In model theory, a weakly o-minimal structure is a model-theoretic structure whose definable sets in the domain are just finite unions of convex sets.

==Definition==

A linearly ordered structure, M, with language L including an ordering relation <, is called weakly o-minimal if every parametrically definable subset of M is a finite union of convex (definable) subsets. A theory is weakly o-minimal if all its models are weakly o-minimal.

Note that, in contrast to o-minimality, it is possible for a theory to have models that are weakly o-minimal and to have other models that are not weakly o-minimal.

==Difference from o-minimality==

In an o-minimal structure $(M,<,...)$ the definable sets in $M$ are finite unions of points and intervals, where interval stands for a sets of the form $I=\{r\in M\,:\,a<r<b\}$, for some a and b in $M \cup \{\pm \infty\}$. For weakly o-minimal structures $(M,<,...)$ this is relaxed so that the definable sets in M are finite unions of convex definable sets.
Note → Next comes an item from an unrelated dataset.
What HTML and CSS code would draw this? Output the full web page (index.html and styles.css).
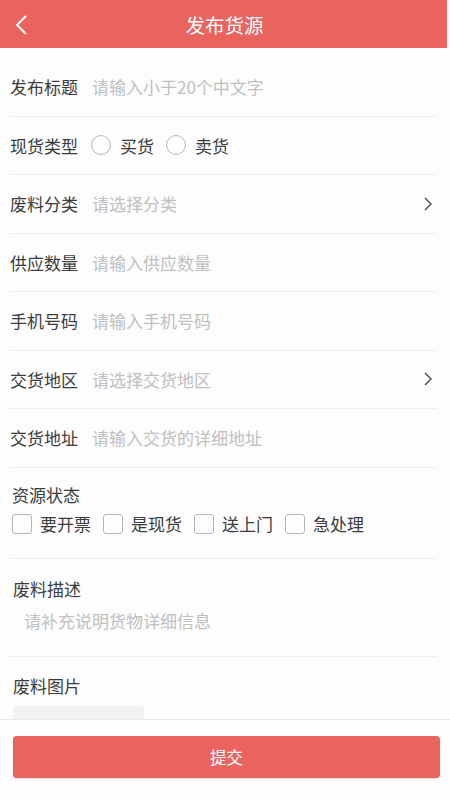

A set $C$ is convex if whenever a and b are in $C$, a < b and c ∈ $M$ satisfies that a < c < b, then c is in C. Points and intervals are of course convex sets, but there are convex sets that are not either points or intervals, as explained below.

If we have a weakly o-minimal structure expanding (R,<), the real ordered field, then the structure will be o-minimal. The two notions are different in other settings though. For example, let R be the ordered field of real algebraic numbers with the usual ordering < inherited from R. Take a transcendental number, say π, and add a unary relation S to the structure given by the subset (−π,π) ∩ R. Now consider the subset A of R defined by the formula

$0<a \,\wedge\, S(a)$

so that the set consists of all strictly positive real algebraic numbers that are less than π. The set is clearly convex, but cannot be written as a finite union of points and intervals whose endpoints are in R. To write it as an interval one would either have to include the endpoint π, which isn't in R, or one would require infinitely many intervals, such as the union

$\bigcup_{\alpha<\pi}(0,\alpha).$

Since we have a definable set that isn't a finite union of points and intervals, this structure is not o-minimal. However, it is known that the structure is weakly o-minimal, and in fact the theory of this structure is weakly o-minimal.